Par curiosité je descendais dans la cave voûtée de la ferme, un endroit infecte, pire que les tranchées. Une odeur piquante m’accueillait, des gouttes d’eau suintaient du plafond, une malheureuse ampoule diffusait une lumière blafarde.
- Reste ici Christophe, reste avec nous.
Les suppliques de maman et de Simone n’ébranlaient pas mon désir de quitter ce lieu, je remontais. Pierre-Louis voulait me suivre, lui aussi désirait sortir de ce trou, je me bouchais les oreilles pour ne pas l’entendre hurler.

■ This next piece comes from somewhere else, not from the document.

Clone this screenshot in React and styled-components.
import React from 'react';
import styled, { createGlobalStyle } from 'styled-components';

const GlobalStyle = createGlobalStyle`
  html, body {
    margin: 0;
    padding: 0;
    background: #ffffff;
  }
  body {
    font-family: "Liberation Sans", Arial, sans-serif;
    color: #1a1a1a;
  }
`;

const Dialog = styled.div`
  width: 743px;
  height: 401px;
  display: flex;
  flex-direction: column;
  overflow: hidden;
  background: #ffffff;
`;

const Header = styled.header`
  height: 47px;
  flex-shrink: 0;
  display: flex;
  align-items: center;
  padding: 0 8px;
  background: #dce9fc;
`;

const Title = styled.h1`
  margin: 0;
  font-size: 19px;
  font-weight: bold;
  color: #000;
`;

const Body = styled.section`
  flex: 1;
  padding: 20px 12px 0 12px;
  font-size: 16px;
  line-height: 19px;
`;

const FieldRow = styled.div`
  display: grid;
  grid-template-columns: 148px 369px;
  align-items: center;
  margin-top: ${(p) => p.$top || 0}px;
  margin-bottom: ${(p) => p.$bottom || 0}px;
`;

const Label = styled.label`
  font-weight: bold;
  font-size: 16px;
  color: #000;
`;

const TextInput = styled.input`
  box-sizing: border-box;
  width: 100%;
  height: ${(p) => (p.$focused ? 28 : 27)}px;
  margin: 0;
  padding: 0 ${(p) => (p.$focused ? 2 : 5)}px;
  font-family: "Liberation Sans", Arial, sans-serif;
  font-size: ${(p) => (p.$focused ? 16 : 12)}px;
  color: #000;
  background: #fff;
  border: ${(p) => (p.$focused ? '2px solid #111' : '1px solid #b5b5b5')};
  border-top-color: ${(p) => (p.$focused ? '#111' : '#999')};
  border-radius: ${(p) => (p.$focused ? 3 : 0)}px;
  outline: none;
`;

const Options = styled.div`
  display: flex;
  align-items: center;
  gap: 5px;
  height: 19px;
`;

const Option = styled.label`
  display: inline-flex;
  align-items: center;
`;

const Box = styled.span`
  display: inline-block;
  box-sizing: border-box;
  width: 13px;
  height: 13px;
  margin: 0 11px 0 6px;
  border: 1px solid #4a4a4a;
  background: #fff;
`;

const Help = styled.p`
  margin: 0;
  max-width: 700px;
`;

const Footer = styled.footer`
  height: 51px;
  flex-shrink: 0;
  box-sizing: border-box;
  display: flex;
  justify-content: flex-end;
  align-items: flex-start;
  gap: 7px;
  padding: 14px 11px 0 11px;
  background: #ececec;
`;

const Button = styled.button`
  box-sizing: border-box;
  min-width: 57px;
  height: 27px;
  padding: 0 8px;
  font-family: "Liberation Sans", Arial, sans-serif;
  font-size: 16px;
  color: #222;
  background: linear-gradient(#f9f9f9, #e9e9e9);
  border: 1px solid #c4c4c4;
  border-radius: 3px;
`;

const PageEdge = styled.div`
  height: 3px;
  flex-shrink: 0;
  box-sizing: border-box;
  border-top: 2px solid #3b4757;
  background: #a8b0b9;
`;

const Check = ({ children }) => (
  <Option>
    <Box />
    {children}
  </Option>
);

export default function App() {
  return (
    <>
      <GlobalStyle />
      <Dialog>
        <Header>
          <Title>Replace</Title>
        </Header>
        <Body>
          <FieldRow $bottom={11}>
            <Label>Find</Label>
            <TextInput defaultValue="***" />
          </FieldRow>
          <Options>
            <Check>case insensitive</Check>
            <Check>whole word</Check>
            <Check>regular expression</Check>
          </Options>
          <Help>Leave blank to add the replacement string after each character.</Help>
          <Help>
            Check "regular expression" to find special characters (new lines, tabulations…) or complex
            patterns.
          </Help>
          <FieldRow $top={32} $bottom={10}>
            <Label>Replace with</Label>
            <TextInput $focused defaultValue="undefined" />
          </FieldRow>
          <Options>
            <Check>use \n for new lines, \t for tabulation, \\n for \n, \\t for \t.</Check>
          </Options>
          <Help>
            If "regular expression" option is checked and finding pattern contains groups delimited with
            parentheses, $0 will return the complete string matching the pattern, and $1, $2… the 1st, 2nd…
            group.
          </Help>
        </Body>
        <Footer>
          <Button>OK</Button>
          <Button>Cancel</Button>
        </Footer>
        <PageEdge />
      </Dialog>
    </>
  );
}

Les explosions étaient plus ou moins espacées, parfois très violentes, parfois assourdies, Maurice venait nous renseigner, le chef de gare de Brécourt avait eu des contacts téléphoniques avec son collègue de Mezettes.
- Une catastrophe, la moitié du village est déjà en ruines et le reste risque d’y passer aussi...heureusement, paraît qu’il n’y a aucune victime civile, les gens ont eu le temps de se mettre à l’abri.
Nous apprenions que le convoi avait été stoppé un kilomètre avant le tunnel, alors que la queue était encore dans le village.
- On ne fait d’omelette sans casser d’œufs...ça te rappelle quelque chose Christophe.
- C’est le groupe de Michel qui a...
- Fait sauter la ligne ? naturellement.
Mon admiration pour ces braves montait encore d’un cran, j’aurais tant voulu être avec eux.